Written problem →
Repeat each record exactly as written, and drop any images.

Source records:
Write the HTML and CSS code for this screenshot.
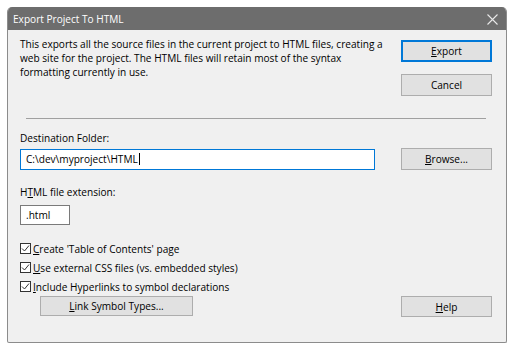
FILE: index.html
```html
<!DOCTYPE html>
<html>
<head>
<meta charset="utf-8">
<link rel="stylesheet" href="styles.css">
</head>
<body>
<div class="window">
  <div class="titlebar">
    <span class="title">Export Project To HTML</span>
    <svg class="close" width="11" height="11" viewBox="0 0 11 11"><path d="M0.5 0.5 L10.5 10.5 M10.5 0.5 L0.5 10.5" stroke="#e8e8e8" stroke-width="1.1" fill="none"/></svg>
  </div>
  <div class="body">
    <div class="top">
      <p class="desc">This exports all the source files in the current project to HTML files, creating a web site for the project. The HTML files will retain most of the syntax formatting currently in use.</p>
      <div class="btncol">
        <button class="btn default"><u>E</u>xport</button>
        <button class="btn">Cancel</button>
      </div>
    </div>
    <div class="sep"></div>
    <div class="label">Destination Folder:</div>
    <div class="row">
      <div class="input focus">C:\dev\myproject\HTML<span class="caret"></span></div>
      <button class="btn"><u>B</u>rowse...</button>
    </div>
    <div class="label label2">H<u>T</u>ML file extension:</div>
    <div class="input ext">.html</div>
    <div class="checks">
      <div class="check"><span class="box"><svg width="9" height="9" viewBox="0 0 9 9"><path d="M1 4.5 L3.5 7 L8 1.5" stroke="#333" stroke-width="1" fill="none"/></svg></span><span><u>C</u>reate 'Table of Contents' page</span></div>
      <div class="check"><span class="box"><svg width="9" height="9" viewBox="0 0 9 9"><path d="M1 4.5 L3.5 7 L8 1.5" stroke="#333" stroke-width="1" fill="none"/></svg></span><span><u>U</u>se external CSS files (vs. embedded styles)</span></div>
      <div class="check"><span class="box"><svg width="9" height="9" viewBox="0 0 9 9"><path d="M1 4.5 L3.5 7 L8 1.5" stroke="#333" stroke-width="1" fill="none"/></svg></span><span><u>I</u>nclude Hyperlinks to symbol declarations</span></div>
    </div>
    <div class="bottom">
      <button class="btn link"><u>L</u>ink Symbol Types...</button>
      <button class="btn"><u>H</u>elp</button>
    </div>
  </div>
</div>
</body>
</html>
```

FILE: styles.css
```css
* { box-sizing: border-box; }
html, body { margin: 0; padding: 0; background: #ffffff; }
body { font-family: "Open Sans", "Noto Sans", sans-serif; font-size: 10.1px; color: #000; }

.window {
  margin: 7px 0 0 7px;
  width: 500px;
  height: 336px;
  border: 1px solid #8c8c8c;
  border-top: none;
  border-radius: 5px 5px 2px 2px;
  background: #f0f0f0;
  overflow: hidden;
  display: flex;
  flex-direction: column;
}

.titlebar {
  height: 23px;
  background: #6d6d6d;
  color: #ffffff;
  display: flex;
  align-items: center;
  justify-content: space-between;
  padding: 0 8px 0 5px;
  font-size: 10.1px;
}
.close { margin-top: 1px; }

.body {
  flex: 1;
  padding: 7px 14px 0 12px;
  display: flex;
  flex-direction: column;
}

.top {
  display: flex;
  justify-content: space-between;
  height: 81px;
}
.desc {
  margin: 0;
  width: 372px;
  line-height: 14px;
}
.btncol {
  display: flex;
  flex-direction: column;
  gap: 12px;
  padding-top: 3px;
}

.btn {
  font: inherit;
  width: 91px;
  height: 22px;
  background: #e1e1e1;
  border: 1px solid #adadad;
  color: #000;
  padding: 0;
  text-align: center;
}
.btn.default {
  border: 1px solid #0078d7;
  box-shadow: inset 0 0 0 1px #0078d7;
}

.sep {
  height: 1px;
  background: #a0a0a0;
  margin: 0 6px;
}

.label {
  line-height: 14px;
  margin-top: 12px;
}
.label2 { margin-top: 15px; }

.row {
  display: flex;
  justify-content: space-between;
  align-items: center;
  margin-top: 3px;
}
.input {
  height: 21px;
  background: #fff;
  border: 1px solid #7a7a7a;
  padding: 0 5px;
  display: flex;
  align-items: center;
}
.input.focus {
  width: 355px;
  border-color: #0078d7;
}
.caret {
  display: inline-block;
  width: 1px;
  height: 12px;
  background: #000;
  margin-left: 1px;
}
.input.ext {
  width: 50px;
  height: 20px;
  margin-top: 6px;
}

.checks {
  margin-top: 14px;
  display: flex;
  flex-direction: column;
}
.check {
  height: 19px;
  display: flex;
  align-items: center;
  gap: 2px;
}
.box {
  width: 11px;
  height: 11px;
  border: 1px solid #333;
  background: #fff;
  display: flex;
  align-items: center;
  justify-content: center;
}

.bottom {
  display: flex;
  justify-content: space-between;
  padding-left: 20px;
}
.btn.link { width: 153px; height: 20px; }
.bottom .btn:last-child { height: 21px; }
```
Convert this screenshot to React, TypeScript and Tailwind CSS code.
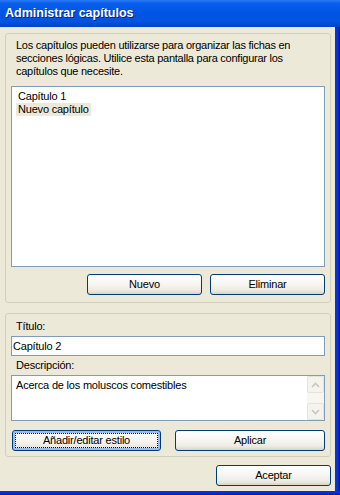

Correct response →
Write the HTML and CSS code for this screenshot.
FILE: index.html
```html
<!DOCTYPE html>
<html>
<head>
<meta charset="utf-8">
<link rel="stylesheet" href="styles.css">
</head>
<body>
<div class="window">
  <div class="titlebar">
    <span class="title">Export Project To HTML</span>
    <svg class="close" width="11" height="11" viewBox="0 0 11 11"><path d="M0.5 0.5 L10.5 10.5 M10.5 0.5 L0.5 10.5" stroke="#e8e8e8" stroke-width="1.1" fill="none"/></svg>
  </div>
  <div class="body">
    <div class="top">
      <p class="desc">This exports all the source files in the current project to HTML files, creating a web site for the project. The HTML files will retain most of the syntax formatting currently in use.</p>
      <div class="btncol">
        <button class="btn default"><u>E</u>xport</button>
        <button class="btn">Cancel</button>
      </div>
    </div>
    <div class="sep"></div>
    <div class="label">Destination Folder:</div>
    <div class="row">
      <div class="input focus">C:\dev\myproject\HTML<span class="caret"></span></div>
      <button class="btn"><u>B</u>rowse...</button>
    </div>
    <div class="label label2">H<u>T</u>ML file extension:</div>
    <div class="input ext">.html</div>
    <div class="checks">
      <div class="check"><span class="box"><svg width="9" height="9" viewBox="0 0 9 9"><path d="M1 4.5 L3.5 7 L8 1.5" stroke="#333" stroke-width="1" fill="none"/></svg></span><span><u>C</u>reate 'Table of Contents' page</span></div>
      <div class="check"><span class="box"><svg width="9" height="9" viewBox="0 0 9 9"><path d="M1 4.5 L3.5 7 L8 1.5" stroke="#333" stroke-width="1" fill="none"/></svg></span><span><u>U</u>se external CSS files (vs. embedded styles)</span></div>
      <div class="check"><span class="box"><svg width="9" height="9" viewBox="0 0 9 9"><path d="M1 4.5 L3.5 7 L8 1.5" stroke="#333" stroke-width="1" fill="none"/></svg></span><span><u>I</u>nclude Hyperlinks to symbol declarations</span></div>
    </div>
    <div class="bottom">
      <button class="btn link"><u>L</u>ink Symbol Types...</button>
      <button class="btn"><u>H</u>elp</button>
    </div>
  </div>
</div>
</body>
</html>
```

FILE: styles.css
```css
* { box-sizing: border-box; }
html, body { margin: 0; padding: 0; background: #ffffff; }
body { font-family: "Open Sans", "Noto Sans", sans-serif; font-size: 10.1px; color: #000; }

.window {
  margin: 7px 0 0 7px;
  width: 500px;
  height: 336px;
  border: 1px solid #8c8c8c;
  border-top: none;
  border-radius: 5px 5px 2px 2px;
  background: #f0f0f0;
  overflow: hidden;
  display: flex;
  flex-direction: column;
}

.titlebar {
  height: 23px;
  background: #6d6d6d;
  color: #ffffff;
  display: flex;
  align-items: center;
  justify-content: space-between;
  padding: 0 8px 0 5px;
  font-size: 10.1px;
}
.close { margin-top: 1px; }

.body {
  flex: 1;
  padding: 7px 14px 0 12px;
  display: flex;
  flex-direction: column;
}

.top {
  display: flex;
  justify-content: space-between;
  height: 81px;
}
.desc {
  margin: 0;
  width: 372px;
  line-height: 14px;
}
.btncol {
  display: flex;
  flex-direction: column;
  gap: 12px;
  padding-top: 3px;
}

.btn {
  font: inherit;
  width: 91px;
  height: 22px;
  background: #e1e1e1;
  border: 1px solid #adadad;
  color: #000;
  padding: 0;
  text-align: center;
}
.btn.default {
  border: 1px solid #0078d7;
  box-shadow: inset 0 0 0 1px #0078d7;
}

.sep {
  height: 1px;
  background: #a0a0a0;
  margin: 0 6px;
}

.label {
  line-height: 14px;
  margin-top: 12px;
}
.label2 { margin-top: 15px; }

.row {
  display: flex;
  justify-content: space-between;
  align-items: center;
  margin-top: 3px;
}
.input {
  height: 21px;
  background: #fff;
  border: 1px solid #7a7a7a;
  padding: 0 5px;
  display: flex;
  align-items: center;
}
.input.focus {
  width: 355px;
  border-color: #0078d7;
}
.caret {
  display: inline-block;
  width: 1px;
  height: 12px;
  background: #000;
  margin-left: 1px;
}
.input.ext {
  width: 50px;
  height: 20px;
  margin-top: 6px;
}

.checks {
  margin-top: 14px;
  display: flex;
  flex-direction: column;
}
.check {
  height: 19px;
  display: flex;
  align-items: center;
  gap: 2px;
}
.box {
  width: 11px;
  height: 11px;
  border: 1px solid #333;
  background: #fff;
  display: flex;
  align-items: center;
  justify-content: center;
}

.bottom {
  display: flex;
  justify-content: space-between;
  padding-left: 20px;
}
.btn.link { width: 153px; height: 20px; }
.bottom .btn:last-child { height: 21px; }
```
Convert this screenshot to React, TypeScript and Tailwind CSS code.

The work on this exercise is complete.